Il volto della crisi a Tor Bella Monaca é quello di tristi casermoni in grigio cemento, stradoni che avrebbero bisogno di una buona asfaltata, rottami sparsi qua e là.
Periferia sud della capitale: in uno dei tanti quartieri dormitorio la sfida di un gruppetto di cattolici dell’associazione “Libertà vo’ cercando” è di rendere possibile l’incontro con Cristo in un posto che al massimo aspira alla ribalta della cronaca nera dei giornali.
Per fare questo i giovani hanno aperto un centro di aiuto allo studio che al pomeriggio assiste gratuitamente ragazzi che frequentano la scuola o l’università mentre i volontari del “banco di solidarietà” girano per i palazzoni portando pacchi di viveri a chi ne fa richiesta.
Nelle scorse settimane hanno distribuito davanti ai mercati e ai palazzi il volantino scritto da Comunione e Liberazione “La crisi, sfida per un cambiamento” invitando gli abitanti di questo immenso quartiere-satellite ad un incontro pubblico. Alle otto della sera di un martedì ci si potrebbe aspettare una sala mezza vuota: invece tutti i posti a sedere sono occupati e c’é persino gente in piedi.
A convincere che in ogni dramma della vita – di qualunque natura ed entità – ci sia una possibilità di bene, non sono i discorsi o le analisi sociologiche, ma le storie di Roberto, Sandro, Lorenzo.

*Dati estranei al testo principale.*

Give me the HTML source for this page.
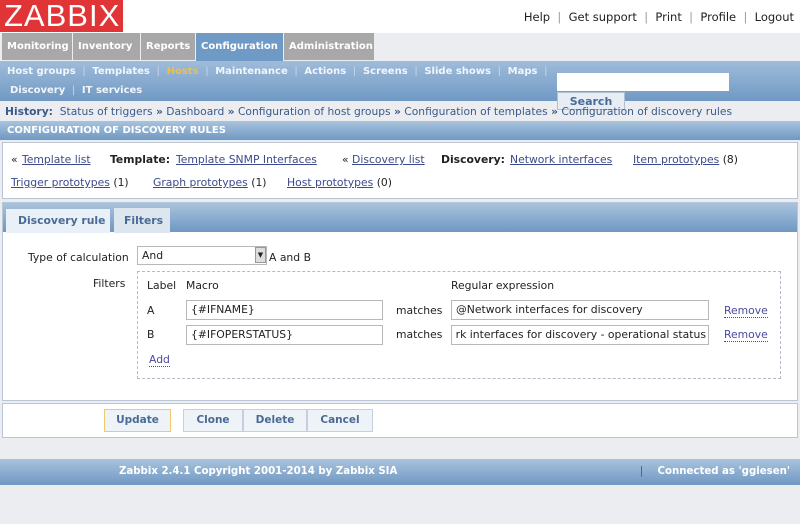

Lui è il più giovane, cresciuto nel grigiore di Tor Bella Monaca, un quartiere che non vuole abbandonare, tanto da aver messo in piedi la sua impresa proprio qui. Un piccolo impianto sportivo, creato grazie alla laurea in economia, alla passione per il calcetto e, soprattutto, alla compagnia di amici che – in mezzo a mille difficoltà – hanno sempre accompagnato il suo desiderio di realizzarsi .
È lo stesso bisogno che ha spinto Sandro, cinquantadue anni, ad aprire in piena crisi economica una piccola pizzeria. Già proprietario di un grande ristorante, quando torna dal lavoro é stanco di vedere suo figlio, che aveva abbandonato gli studi, ciondolare tra TV e computer. Finché una volta dopo l’ennesima discussione gli domanda a bruciapelo: “Ma tu ci staresti a mettere su una impresa con me?”. Inaspettatamente il ragazzo risponde di sì. “Così é nata la sfida” racconta. Per concludere con un pizzico di soddisfazione: “Ha persino inventato un nuovo metodo di lievitazione della pizza”.
È lo stesso impeto verso un destino buono che ha permesso a Roberto, giovane fisico, di sposarsi con un misero assegno di ricerca che arrotonda con qualche ore di insegnamento. “L’unico di un gruppo di una quarantina a voler restare in Italia quando il ritornello di tutti in Università é: “andate a cercare all’estero” sottolinea.
“Sono storie dell’Italia che sa ricominciare” commenta Franco Bechis, vice-direttore di “Libero”, uno dei moderatori dell’incontro. È il caso di Filippo La Mantia: fotografo di cronaca nella Sicilia della mafia, finisce in carcere per un equivoco. Come nel bel film di Paolo Sorrentino “L’uomo in più”, si reinventa cuoco tra le quattro mura del carcere per soddisfare le voglie dei boss in cattività. Ora é uno degli chef più affermati della capitale.
“Che cosa accompagna questi tentativi positivi di cambiamento?” si é domandato Roberto Gerosa, avvocato, l’altro moderatore del dibattito. “La convinzione –risponde- che la realtà, anche quando appare negativa e difficile come é oggi, rimette in gioco la voglia di costruire, impegnarsi, conoscere passando la nebbia di omologazione costruita in tanti anni. La strada per attraversare la crisi senza rassegnarsi é vivere la realtà come una provocazione che ridesta il desiderio e la domanda che per quanto riguarda il nostro Paese significa ingegno, creatività, forza di aggregazione”. Di questi tempi non é una sfida da poco.